The fourth option suggests that private entities buy a standardbred farm in the state and convert it for commercial use with a 1-mile track. Currently, the only such privately owned track is at Gaitway Farm in Manalapan. The report states that the private entities could build a 5,000-seat grandstand and necessary amenities, and an OTW constructed at the Meadowlands would help them not lose the standardbred market in northern New Jersey.

The report noted that Freehold Raceway, which is one town over from Manal- apan, has a half-mile track and little room for expansion.

The SBOANJ issued a statement in response to the report: “We do not want to be dependent on state subsidies. We want a new gaming model with quality racing and a chance to revitalize our product. Yet the Hanson commission that prepared the report for Gov. Christie was never allowed to consider slots or video lottery terminals at New Jersey’s racetracks.
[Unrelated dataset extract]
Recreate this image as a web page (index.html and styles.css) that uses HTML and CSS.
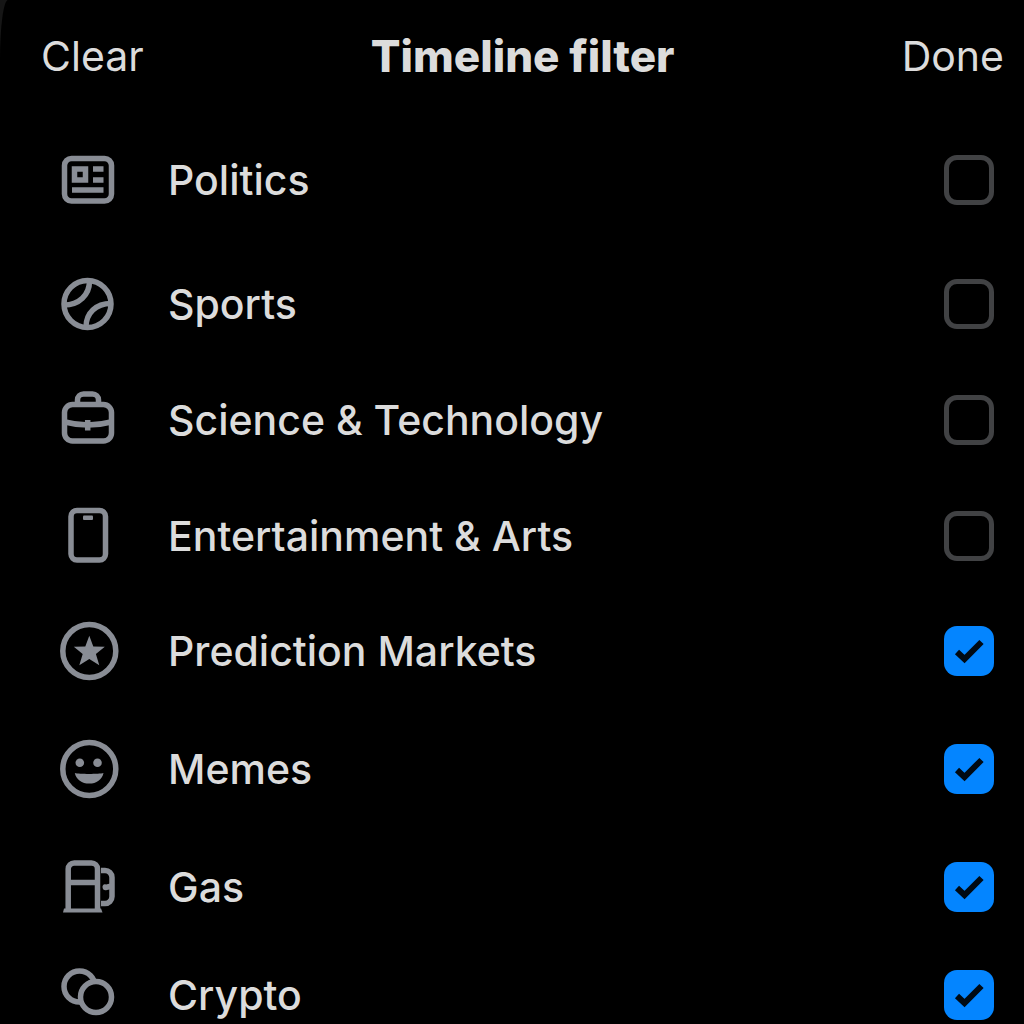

Without alternate gaming as an option, the racing and breeding industry is handcuffed.”

The SBOANJ said it would like to build a new gaming model with slots at tracks as in Pennsylvania, New York, Delaware and other states.

“This is not a speculative solution,” the SBOANJ response stated. “It is a proven business plan that has benefited every state that has introduced racinos and whose governors and legislators have been able to lower taxes with the revenue from gaming.”

The SBOANJ also takes issue with the commission’s failure to discuss the loss of equine operations on thousands of acres when those operations relocate to other states with a better business climate.

“We do not understand why the state would be willing to spend taxpayer money to protect private companies, such as the casinos in Atlantic City and the investors in Xanadu (a retail complex at the Meadowlands), while at the same time dismissing the racing industry as unimportant,” the SBOANJ response states.